Thursday, August 14, 2008

I'm more European than an English Muffin

I talk a lot of junk about hippies, and the Commies. But deep down, my heart bleeds for endangered fluffy bunnies and Mother Earth. And for our neighbors to the North, I give you guys some crap, but sometimes I think I wouldn't be better as a Canadian.



You see, I was born without a profit motive. As for money I just...I just don't care. So when it comes to corporations I'm at best ambivalent. Sure, they can do some good, but since they have no reason to exist other than to provide their shareholders with a return, sometimes they're downright evil.

So when I read Naomi Klein's (Canadian Jew!) The Shock Doctrine, it confirmed my paranoia. Klein has a real bone to pick with Milton Friedman, seemingly mild-mannered economist and sworn enemy of Franklin Delano Roosevelt and his New Deal.

Friedman took a psychological experiment using electro-shock therapy and turned it into the dominant economic and political theory of the last 60 years. The idea is to shock a country or region into disorientation, either through natural disaster or war or some other traumatic event. With the public reeling, the government needs a quick fix. So Friedman trained economists from all over the world to step in and offer lessons in privatization, and corporate-friendly labor laws and taxes. He started in Chile with Augusto Pinochet, then moved through South America privatizing Argentina, Brazil, and Bolivia following the coups that occurred there.

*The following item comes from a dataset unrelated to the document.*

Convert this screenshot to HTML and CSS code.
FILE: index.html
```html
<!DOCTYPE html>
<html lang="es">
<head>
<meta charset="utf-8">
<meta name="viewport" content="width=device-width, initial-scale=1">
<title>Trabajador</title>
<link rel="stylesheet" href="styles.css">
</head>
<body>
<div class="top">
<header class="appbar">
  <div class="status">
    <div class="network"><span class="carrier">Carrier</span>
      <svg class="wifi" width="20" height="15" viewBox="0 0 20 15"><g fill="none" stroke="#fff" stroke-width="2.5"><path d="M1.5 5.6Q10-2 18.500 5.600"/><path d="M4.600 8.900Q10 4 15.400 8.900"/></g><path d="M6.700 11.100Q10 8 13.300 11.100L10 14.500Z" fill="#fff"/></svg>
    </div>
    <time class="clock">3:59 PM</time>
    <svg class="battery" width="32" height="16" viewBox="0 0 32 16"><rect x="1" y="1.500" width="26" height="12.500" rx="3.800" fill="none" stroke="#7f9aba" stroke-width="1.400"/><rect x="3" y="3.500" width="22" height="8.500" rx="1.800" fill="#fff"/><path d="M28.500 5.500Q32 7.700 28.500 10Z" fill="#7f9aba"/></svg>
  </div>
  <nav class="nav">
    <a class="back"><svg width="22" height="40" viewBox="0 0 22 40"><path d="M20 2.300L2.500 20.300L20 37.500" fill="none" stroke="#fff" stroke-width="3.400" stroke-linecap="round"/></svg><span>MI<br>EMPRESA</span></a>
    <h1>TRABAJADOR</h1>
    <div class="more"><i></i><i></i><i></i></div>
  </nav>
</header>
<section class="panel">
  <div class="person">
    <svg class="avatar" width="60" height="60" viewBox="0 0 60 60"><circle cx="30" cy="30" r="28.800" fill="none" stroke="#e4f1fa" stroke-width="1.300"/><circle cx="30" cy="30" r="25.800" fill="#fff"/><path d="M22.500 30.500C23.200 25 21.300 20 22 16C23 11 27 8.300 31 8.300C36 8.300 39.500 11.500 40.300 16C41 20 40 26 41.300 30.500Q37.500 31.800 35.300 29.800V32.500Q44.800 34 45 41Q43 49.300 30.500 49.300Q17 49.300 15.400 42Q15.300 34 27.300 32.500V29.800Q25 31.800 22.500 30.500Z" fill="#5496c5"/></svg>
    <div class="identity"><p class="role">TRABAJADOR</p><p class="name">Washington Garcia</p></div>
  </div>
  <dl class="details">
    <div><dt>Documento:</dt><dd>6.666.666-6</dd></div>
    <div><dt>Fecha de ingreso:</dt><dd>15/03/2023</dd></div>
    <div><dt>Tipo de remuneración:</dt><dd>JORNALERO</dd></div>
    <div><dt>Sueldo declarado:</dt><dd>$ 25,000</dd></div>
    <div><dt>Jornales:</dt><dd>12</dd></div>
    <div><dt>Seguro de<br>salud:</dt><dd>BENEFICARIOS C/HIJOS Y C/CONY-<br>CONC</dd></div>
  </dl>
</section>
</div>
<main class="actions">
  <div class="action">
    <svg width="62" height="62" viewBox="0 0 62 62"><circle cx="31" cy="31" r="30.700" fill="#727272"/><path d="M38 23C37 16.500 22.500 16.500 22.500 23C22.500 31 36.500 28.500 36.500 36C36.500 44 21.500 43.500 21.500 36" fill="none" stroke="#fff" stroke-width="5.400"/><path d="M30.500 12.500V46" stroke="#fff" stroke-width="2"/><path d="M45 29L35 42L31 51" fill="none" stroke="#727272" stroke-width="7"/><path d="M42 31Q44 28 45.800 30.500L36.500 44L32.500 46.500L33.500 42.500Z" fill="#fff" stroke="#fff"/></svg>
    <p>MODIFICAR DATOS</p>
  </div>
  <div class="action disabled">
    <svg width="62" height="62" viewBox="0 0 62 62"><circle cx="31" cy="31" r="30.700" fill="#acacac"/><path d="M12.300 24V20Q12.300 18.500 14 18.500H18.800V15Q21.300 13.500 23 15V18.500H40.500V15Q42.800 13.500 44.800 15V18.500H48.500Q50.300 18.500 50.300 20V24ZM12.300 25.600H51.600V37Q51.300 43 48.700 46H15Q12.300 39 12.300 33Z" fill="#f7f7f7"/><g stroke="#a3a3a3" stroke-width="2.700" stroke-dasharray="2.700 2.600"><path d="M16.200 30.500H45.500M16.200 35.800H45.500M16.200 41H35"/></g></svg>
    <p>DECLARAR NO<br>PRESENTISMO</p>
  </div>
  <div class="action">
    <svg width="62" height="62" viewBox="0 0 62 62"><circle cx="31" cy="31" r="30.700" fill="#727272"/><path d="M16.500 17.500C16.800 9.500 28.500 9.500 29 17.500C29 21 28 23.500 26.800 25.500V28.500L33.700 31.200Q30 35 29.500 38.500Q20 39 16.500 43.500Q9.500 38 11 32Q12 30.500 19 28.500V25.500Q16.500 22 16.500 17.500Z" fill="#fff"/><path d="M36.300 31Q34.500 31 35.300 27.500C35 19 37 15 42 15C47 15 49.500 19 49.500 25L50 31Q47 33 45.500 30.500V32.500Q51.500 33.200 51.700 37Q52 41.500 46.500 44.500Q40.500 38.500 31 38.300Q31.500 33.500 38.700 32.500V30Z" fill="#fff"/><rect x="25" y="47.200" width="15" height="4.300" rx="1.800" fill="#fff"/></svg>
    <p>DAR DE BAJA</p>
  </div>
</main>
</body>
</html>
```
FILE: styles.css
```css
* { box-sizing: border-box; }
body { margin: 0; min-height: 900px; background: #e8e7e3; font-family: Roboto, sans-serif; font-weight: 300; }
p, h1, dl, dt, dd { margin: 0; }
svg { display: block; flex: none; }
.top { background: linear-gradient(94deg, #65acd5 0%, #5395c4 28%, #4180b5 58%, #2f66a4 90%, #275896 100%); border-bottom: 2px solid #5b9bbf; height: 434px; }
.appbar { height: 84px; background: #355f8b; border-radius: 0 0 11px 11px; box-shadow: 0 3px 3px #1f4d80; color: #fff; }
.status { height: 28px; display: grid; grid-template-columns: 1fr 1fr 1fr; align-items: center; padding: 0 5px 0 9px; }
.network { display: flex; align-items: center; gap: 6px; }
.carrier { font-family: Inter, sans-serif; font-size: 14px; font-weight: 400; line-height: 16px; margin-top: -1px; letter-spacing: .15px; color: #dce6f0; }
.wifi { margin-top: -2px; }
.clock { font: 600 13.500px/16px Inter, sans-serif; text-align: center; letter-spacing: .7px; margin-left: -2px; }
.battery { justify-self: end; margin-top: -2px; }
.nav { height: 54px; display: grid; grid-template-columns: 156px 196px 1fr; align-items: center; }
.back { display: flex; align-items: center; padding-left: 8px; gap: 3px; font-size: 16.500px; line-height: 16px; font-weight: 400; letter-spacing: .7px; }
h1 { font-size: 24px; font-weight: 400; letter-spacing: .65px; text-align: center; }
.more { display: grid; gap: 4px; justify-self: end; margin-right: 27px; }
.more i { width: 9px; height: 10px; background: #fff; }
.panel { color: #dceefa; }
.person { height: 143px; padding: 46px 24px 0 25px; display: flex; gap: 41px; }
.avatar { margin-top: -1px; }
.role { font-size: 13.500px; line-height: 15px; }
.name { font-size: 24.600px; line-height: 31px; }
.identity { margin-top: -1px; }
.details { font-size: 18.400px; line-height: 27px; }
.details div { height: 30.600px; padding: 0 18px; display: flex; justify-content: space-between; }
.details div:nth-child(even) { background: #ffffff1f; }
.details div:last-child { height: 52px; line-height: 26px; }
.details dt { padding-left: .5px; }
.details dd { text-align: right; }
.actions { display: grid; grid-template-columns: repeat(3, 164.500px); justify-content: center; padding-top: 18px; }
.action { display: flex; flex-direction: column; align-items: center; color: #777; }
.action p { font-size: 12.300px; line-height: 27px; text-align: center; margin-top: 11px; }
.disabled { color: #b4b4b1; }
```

His acolytes promised new wealth, freedom, and democracy.

The only problem is that the coups were often funded and provoked by the CIA. And once the wildly unpopular economic plans were announced, and citizens were a little upset when their healthcare and wage protections were revoked, the governments invariably arrested and killed thousands of dissenters.

The privatizations allowed a few to become wildly rich, and the vast majority to become fantastically poor. Friedman's theory was tested in South America, and then unleashed in Indonesia, Poland, Russia, and Great Britain. The World Bank and the IMF were created to provide funding for underdeveloped countries, and they used that opportunity to make the loans contingent on extensive privatization. Eventually natural disasters were exploited, like the 2004 tsunami and Hurricanes Mitch and Katrina. In most cases either Friedman's students or corporate officers themselves who drafted the new economic regulations.

And then there was that whole Iraq thing. Friedman's followers are responsible for the incredible amount of contracting going on in Iraq, as well as in many other areas of the US government. Guys like Grover Norquist, who said that "I don’t want to abolish government. I simply want to reduce it to the size where I can drag it into the bathroom and drown it in the bathtub." This is Grover Norquist, president of Americans for Tax Reform, invaluable adviser to Bush, and co-drafter of Newt Gingrich's 1994 Contract with America. For a guy who hates government so much, he sure has an awful lot to do with it. Although how are we supposed to take a guy named Grover seriously?

So aside from all that, the book was HILARIOUS. You'll laugh until you cry. And if you live in Canada, you'll probably drink yourself silly, comforted in the knowledge that your trip to the hospital for alcohol poisoning and cirrhosis will be paid for by a bunch of snooty Quebecois.

I guess my point is, hoooooooooray for capitalism.

1 comment:

Ali said...

the free health care makes it worth all the jokes you toss my way.